I couldn’t get up Hill Top because of the two rival dog walker’s vans that had parked to collect their charges from houses on opposite sides of the street.
Mr Briggs pulled up to tell me he’d just heard on the news that the cheapest petrol station in town is the Jet garage at Lockwood.
The woman in the trench coat asked “Is it going to make a nice day do you think?”
“I’m not sure but it’s looking good at the minute” I replied.
“I know, but will it last?” said the woman.
No Surprises by Radiohead has been going round my head all week. Today I think I worked out why; several of the door bell chimes on my delivery sound like the song’s opening two notes.

Tuesday, 28 February 2012

It was getting light as I walked through the park...



It was getting light as I walked through the park. Two border collies were rounding up the ducks while a woman in a sky blue anorak and bleached hair shouted at them to stop.

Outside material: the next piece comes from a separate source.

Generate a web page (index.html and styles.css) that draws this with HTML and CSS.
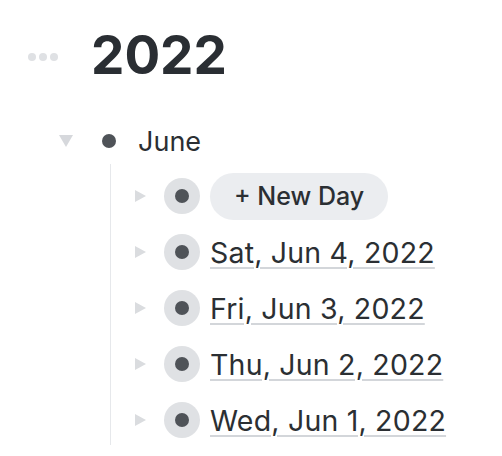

The man who has the look of a comedy vicar from the 1970s – bald head, buck teeth, glasses – was repairing a dry stone wall. He tried to wave as I drove past but couldn’t lift his arm because he was holding a large piece of stone.
The big fat woman with the grey regulation buzz-cut and the unusually large black plastic rimmed spectacles said “Oh no! No way! I don’t talk to her!” when I asked her whether she’d mind taking in a parcel for her neighbour. She let out her black labradors to bark at me through the wire fence that divided the gardens – rough lawns, rockeries and garden centre ornamentation. Eventually, a huge man – of girth and height – dressed for sport in brown boots, moleskins and a shooting vest, came out and loaded the dogs into an old metallic grey 4x4 and drove them away in the direction of the moor.

The crisp packet in the road wasn’t a pheasant as I’d thought, it was a crisp packet.

On the moor, I watched a crow seeing off a kestrel while Mr Anderson buzzed around his topiary armchair with a noisy hedge trimmer. On the edge of the wood I saw a jay and a bullfinch.

On the doorstep of the old manor house someone has arranged a small display of smooth grey pebbles with white stripes. Later, back in town I noticed Mrs Haigh has a large canvas print of some smooth grey pebbles with white stripes above the coal effect fire place and wood effect laminate floor.